Saturday, November 28, 2009

a propos of some great romantic tale

I've hit the point with the NaNo that it's been going along blisteringly quickly (well, sort of - I haven't had to be on campus since Monday afternoon and so I've been glued to my computer transcribing the conversations in my head) until late last night. Thursday night was particularly awesome. Something about turkey nomming and staying up until 3am writing was awesome - there's actually some sort of a chance that I'll hit 50K by the end of the month. Weirdness. I really didn't think I'd get anywhere near that.

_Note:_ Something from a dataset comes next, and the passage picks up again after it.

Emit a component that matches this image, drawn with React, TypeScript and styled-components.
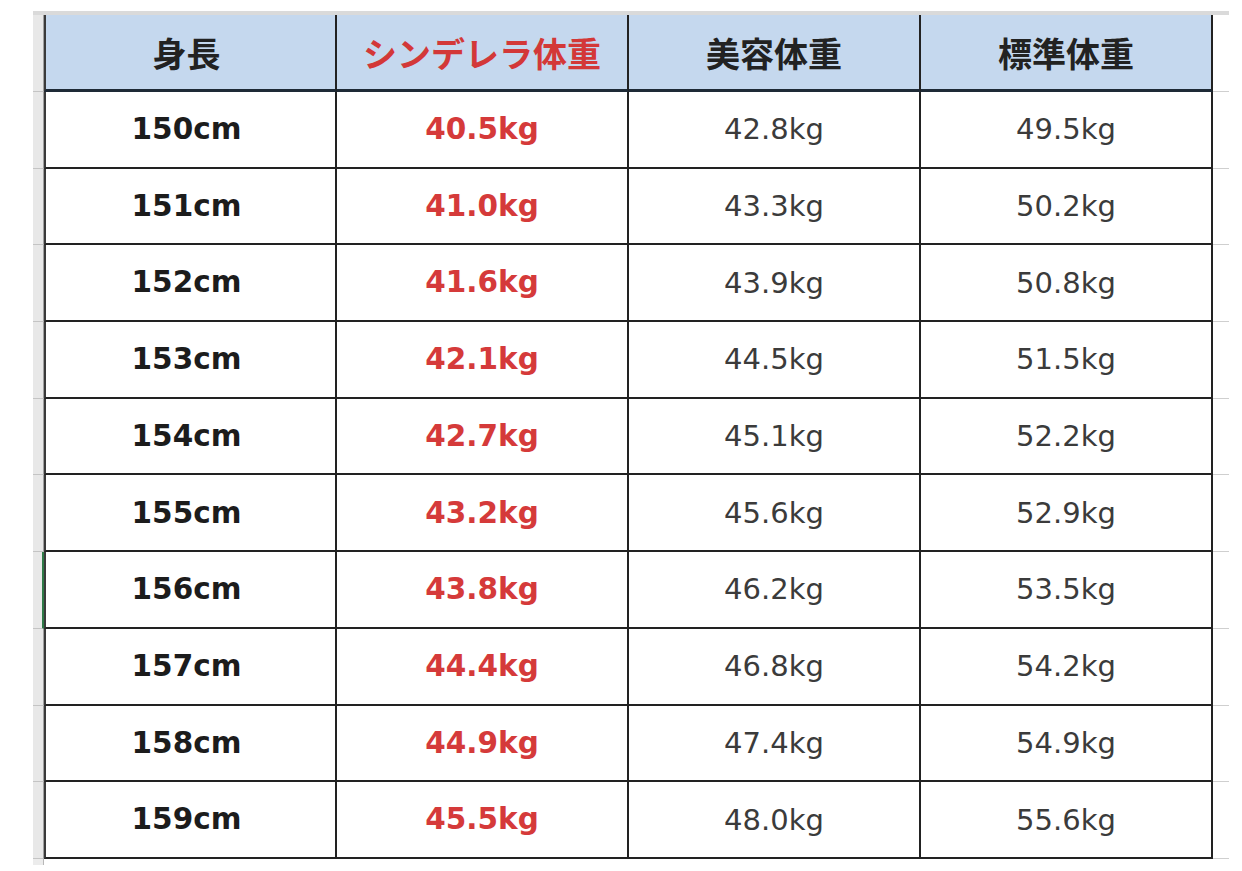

Anyway, so I finally hit the point where I could reintroduce the romantic interest to the MC and I've realized that what I'm attempting to do is more or less a combination of Jane Austen's Persuasion and the film Before Sunset (the Before Sunrise part, as long as I'm thinking of it in those terms, is mixed in via flashbacks to the first part of the book. I think. It's all written out separately and waiting for me to figure out how to order it in). Part of me is amused by this since I'm roughly the age of the protagonists of Before Sunset and only a year older that Miss Anne Eliot - I find myself wondering if there's something about hitting almost-30 that makes one prone to reexamining those first loves (recognizing at the same time that Austen herself was well beyond 30 when she actually wrote Persuasion, but, you know, details or whatever). Maybe there really aren't any new ideas at all anymore (not that I ever thought I was covering anything new).

The other thing that I think is sort of strange about all of this is that I didn't have one of those grandly all-encompassing loves when I was in my very early 20s that I could then reflect back on now. I've certainly spent time rethinking the old romances, but part of that has happened in realizing that I never had one of the really big crazy "I'm devoting my whole soul to you" type romances at a young age. I was prone to the occasional life-threatening crush, especially on one particular guy in college with these ridiculously blue eyes who was kind enough to be friends with me but never take me to bed. He treated the women he dated really badly (he was hot, knew he was hot, and responded to this by cheating on his girlfriends all the time), and so I think I was really lucky that I never got mixed up in any of that. The way things were, he just got to be a crush. We used to walk to class together when we both lived in the dorms, just talking about whatever, and I remember really specifically one hangover where I ran into him in the cafeteria right before it closed as I was attempting, in my pajamas, to convince myself that if I were to eat some scrambled eggs that they'd stay down. He took pity on me, sat with me while I ate (erm, attempted to eat) and regaled me with a few of his choicer hangover stories. He knew I thought he was gorgeous (I told him so at the bus stop one day after an English class) - he probably just enjoyed having an ardent (if nauseous) audience for his stories. We managed to overlap at parties all the way through college, and through some weird accident he ended up seated directly behind me at graduation (a good feat, given there were something like 6,000 people graduating that day and we weren't the same major). For all that, I don't think we ever even hugged. I have no clue what happened to him, and no desire to find out. It's interesting to me though that when I think through this, he's the one that comes to mind - not any of the guys I actually dated or loved or anything else - what I think of is the almost- but ultimately un-attainable crush.

Brownie forever says that I'm not a romantic. I can't decide if I think he's right or not. I know romance as such is something that I tend to keep very much internalized - it's there, but no one, often even my husband, really experiences it - and Brownie's experienced more of it than anyone else. I'm nervous to death to let anyone else read the NaNo writings because so much of the internalized romance is out there, even if in the muted, disillusioned way that I usually externalize it - that sort of mode that is captured so masterfully in the texts mentioned above (and which I would dearly love to kid myself I'd be someday capable of imitating). I don't know what it says about me that I was in love with Persuasion by the end of junior high but didn't discover cheesy high school romance novels until late in grad school (although who am I kidding - it's partially to figure that shit out that I'm scribbling this all down now).

Dammit. I feel like I had it for a moment, but lost it as I was typing out that last parenthetical. Keep thinking.

Maybe what I really like is the idea of being able to (re)gain a sense of romance after severe disillusionment or disappointment - the idea that love doesn't end with high school or college, that love stories are just as potent (if not moreso, more honest) when we've experienced enough to have a better sense of what's out there and how great and terrible it can be. That when we're smarter and jaded about everything, there can still be that magic. It may be harder to find, but that might make it all the more wonderful.